Extracted information:

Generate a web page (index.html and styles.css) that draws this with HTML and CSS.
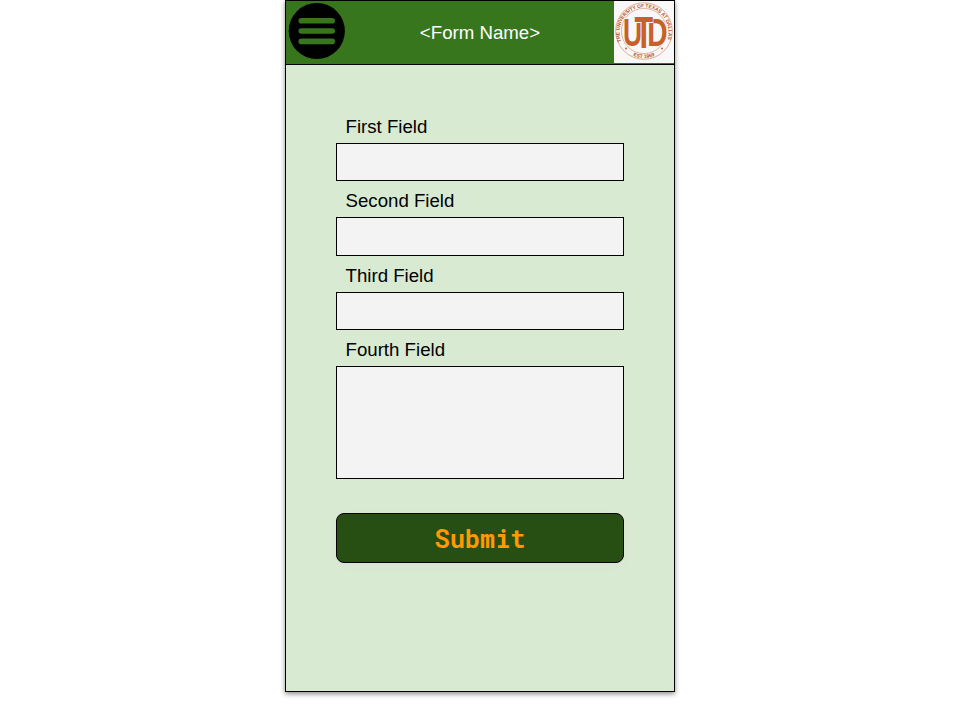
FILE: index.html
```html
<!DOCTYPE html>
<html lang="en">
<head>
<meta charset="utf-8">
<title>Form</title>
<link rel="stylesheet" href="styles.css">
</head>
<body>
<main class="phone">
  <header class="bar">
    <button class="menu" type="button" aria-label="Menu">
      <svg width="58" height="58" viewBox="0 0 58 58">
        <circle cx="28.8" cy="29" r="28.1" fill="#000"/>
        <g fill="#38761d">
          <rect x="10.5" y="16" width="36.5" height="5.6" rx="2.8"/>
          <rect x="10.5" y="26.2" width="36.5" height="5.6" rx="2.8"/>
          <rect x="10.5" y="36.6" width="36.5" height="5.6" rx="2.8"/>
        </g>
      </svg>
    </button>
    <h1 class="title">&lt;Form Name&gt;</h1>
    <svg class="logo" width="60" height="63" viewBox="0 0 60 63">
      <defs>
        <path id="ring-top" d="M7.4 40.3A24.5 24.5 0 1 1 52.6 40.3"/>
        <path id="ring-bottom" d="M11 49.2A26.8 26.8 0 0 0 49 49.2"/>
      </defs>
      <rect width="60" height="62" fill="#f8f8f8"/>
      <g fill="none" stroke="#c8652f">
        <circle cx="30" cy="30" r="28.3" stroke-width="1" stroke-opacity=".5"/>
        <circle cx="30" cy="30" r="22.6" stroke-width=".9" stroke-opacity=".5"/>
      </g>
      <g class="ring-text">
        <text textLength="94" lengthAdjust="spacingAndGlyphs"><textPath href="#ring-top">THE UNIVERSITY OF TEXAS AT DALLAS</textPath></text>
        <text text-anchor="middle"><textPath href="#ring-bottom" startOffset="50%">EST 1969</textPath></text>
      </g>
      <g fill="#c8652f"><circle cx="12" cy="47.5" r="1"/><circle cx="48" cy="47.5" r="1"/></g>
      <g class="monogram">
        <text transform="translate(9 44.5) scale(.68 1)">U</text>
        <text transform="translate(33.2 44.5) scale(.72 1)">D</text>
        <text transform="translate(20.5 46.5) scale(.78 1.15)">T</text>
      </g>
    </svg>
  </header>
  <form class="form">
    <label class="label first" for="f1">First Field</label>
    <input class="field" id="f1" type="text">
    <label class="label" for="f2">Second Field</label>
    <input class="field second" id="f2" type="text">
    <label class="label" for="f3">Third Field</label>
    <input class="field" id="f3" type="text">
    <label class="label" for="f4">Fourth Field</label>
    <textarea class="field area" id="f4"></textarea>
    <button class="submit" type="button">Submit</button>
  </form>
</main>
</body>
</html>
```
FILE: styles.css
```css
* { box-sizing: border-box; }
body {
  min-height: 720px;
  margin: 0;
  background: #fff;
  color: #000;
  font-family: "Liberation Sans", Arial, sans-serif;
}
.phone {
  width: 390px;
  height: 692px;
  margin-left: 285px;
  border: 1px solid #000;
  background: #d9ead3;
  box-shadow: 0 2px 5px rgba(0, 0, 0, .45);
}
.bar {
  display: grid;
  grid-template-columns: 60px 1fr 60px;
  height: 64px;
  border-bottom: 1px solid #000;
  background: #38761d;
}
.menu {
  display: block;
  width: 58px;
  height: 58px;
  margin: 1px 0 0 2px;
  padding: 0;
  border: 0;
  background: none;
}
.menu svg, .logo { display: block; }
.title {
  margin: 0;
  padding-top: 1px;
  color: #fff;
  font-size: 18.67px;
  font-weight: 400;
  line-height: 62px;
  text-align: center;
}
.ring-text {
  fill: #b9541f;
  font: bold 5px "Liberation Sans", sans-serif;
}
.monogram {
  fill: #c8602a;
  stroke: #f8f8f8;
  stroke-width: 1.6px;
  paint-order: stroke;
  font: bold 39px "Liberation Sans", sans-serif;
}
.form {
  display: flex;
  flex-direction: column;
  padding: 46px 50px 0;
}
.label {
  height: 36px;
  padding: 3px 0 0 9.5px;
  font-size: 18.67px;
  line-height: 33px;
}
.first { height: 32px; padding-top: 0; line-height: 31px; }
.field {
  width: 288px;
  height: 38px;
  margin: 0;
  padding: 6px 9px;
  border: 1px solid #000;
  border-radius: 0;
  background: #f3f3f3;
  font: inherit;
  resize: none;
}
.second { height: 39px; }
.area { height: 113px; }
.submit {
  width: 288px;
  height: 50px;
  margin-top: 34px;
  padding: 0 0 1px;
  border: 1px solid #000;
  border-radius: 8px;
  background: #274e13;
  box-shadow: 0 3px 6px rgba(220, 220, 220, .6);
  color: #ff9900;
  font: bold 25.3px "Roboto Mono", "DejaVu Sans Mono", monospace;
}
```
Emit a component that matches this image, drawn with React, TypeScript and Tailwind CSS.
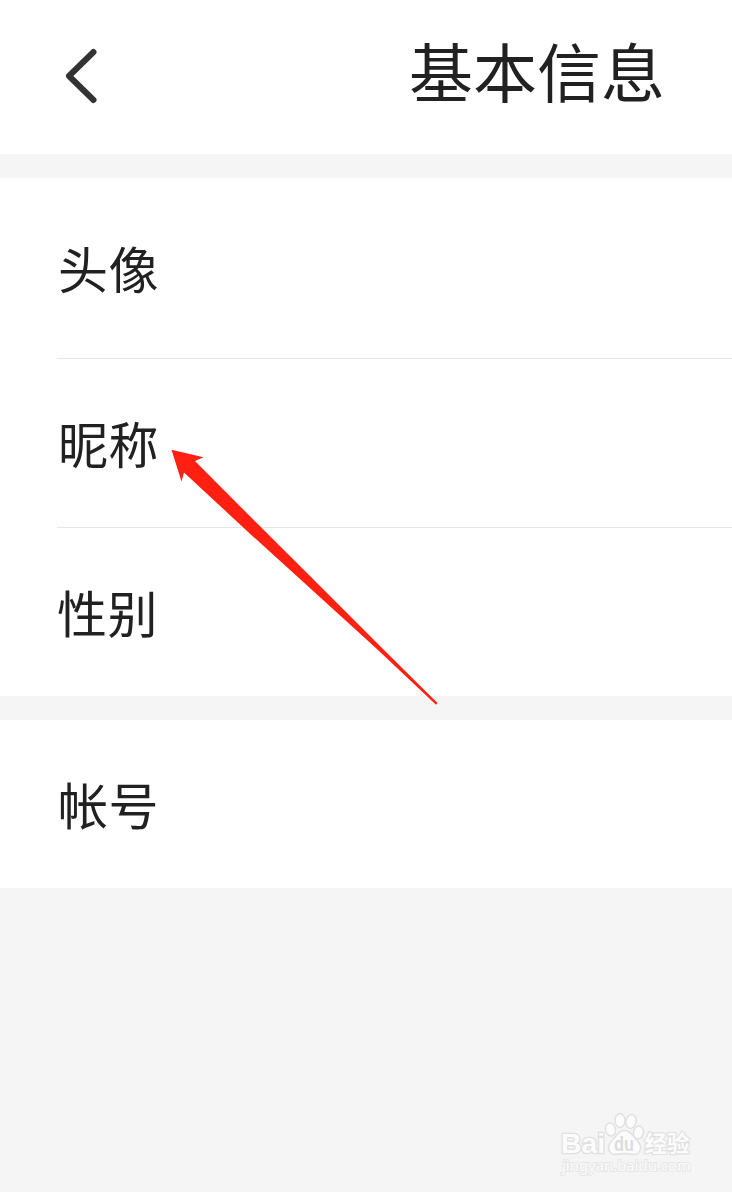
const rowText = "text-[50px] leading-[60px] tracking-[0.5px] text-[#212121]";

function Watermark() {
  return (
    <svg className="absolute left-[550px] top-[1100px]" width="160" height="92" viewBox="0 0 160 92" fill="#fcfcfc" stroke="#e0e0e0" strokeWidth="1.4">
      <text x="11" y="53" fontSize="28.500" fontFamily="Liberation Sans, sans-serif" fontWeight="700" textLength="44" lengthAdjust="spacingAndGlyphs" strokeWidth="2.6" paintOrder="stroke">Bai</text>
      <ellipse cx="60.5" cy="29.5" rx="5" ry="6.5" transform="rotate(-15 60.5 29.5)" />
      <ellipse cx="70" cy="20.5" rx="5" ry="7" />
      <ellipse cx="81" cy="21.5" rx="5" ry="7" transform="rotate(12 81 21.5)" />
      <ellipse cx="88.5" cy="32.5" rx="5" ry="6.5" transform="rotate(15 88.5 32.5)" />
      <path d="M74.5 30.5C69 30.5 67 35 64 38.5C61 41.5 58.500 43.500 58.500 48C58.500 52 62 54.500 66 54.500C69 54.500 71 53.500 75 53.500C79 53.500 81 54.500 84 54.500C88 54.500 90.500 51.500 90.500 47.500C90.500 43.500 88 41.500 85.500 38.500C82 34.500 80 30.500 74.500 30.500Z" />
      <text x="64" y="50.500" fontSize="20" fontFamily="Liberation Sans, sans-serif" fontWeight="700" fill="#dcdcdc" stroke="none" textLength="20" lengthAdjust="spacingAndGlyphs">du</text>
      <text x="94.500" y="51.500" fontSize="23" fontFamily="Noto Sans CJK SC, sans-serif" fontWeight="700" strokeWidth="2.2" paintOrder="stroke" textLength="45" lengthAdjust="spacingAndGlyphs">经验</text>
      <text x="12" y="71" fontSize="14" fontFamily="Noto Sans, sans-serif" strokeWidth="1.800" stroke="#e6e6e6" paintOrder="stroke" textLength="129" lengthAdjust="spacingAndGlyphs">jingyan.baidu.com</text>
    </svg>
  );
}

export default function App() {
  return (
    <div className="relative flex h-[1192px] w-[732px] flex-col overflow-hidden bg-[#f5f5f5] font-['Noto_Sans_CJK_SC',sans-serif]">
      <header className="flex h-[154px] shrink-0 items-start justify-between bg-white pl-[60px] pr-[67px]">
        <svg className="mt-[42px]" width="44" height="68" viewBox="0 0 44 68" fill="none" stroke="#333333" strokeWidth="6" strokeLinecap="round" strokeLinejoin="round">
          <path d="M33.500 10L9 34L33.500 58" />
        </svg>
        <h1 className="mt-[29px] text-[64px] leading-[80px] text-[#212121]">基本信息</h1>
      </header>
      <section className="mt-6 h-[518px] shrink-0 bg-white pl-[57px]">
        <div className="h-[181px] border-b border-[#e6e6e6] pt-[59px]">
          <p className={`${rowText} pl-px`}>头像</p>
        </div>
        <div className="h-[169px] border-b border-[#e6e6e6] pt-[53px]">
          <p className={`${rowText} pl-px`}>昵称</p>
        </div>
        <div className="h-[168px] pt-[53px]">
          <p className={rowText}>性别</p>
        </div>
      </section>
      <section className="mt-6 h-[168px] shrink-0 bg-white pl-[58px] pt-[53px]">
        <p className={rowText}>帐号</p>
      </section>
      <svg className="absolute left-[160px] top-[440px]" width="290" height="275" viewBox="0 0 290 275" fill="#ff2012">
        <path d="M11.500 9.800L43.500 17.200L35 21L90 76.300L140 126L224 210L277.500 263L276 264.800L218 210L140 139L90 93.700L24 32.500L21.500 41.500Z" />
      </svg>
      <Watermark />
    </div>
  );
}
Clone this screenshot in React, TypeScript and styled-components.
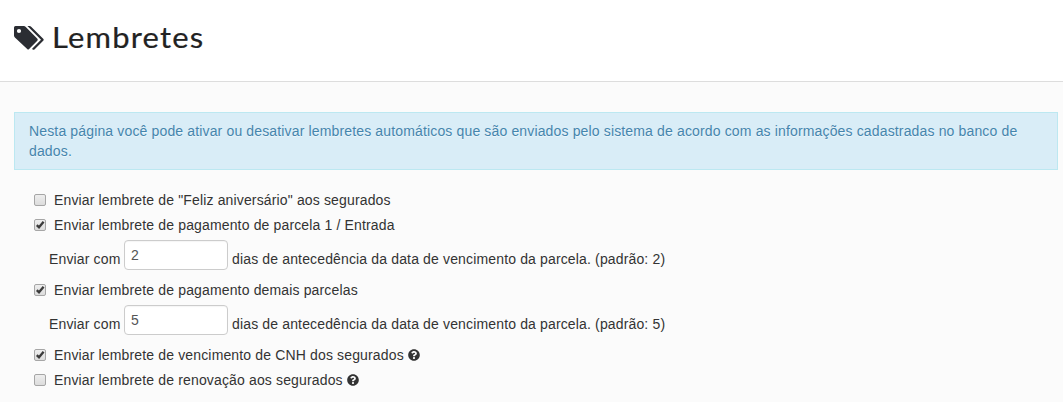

Work to be completed: In the entries above, find every line with the word "that" and list it.

Correct output:
Generate a web page (index.html and styles.css) that draws this with HTML and CSS.
Emit a component that matches this image, drawn with React, TypeScript and Tailwind CSS.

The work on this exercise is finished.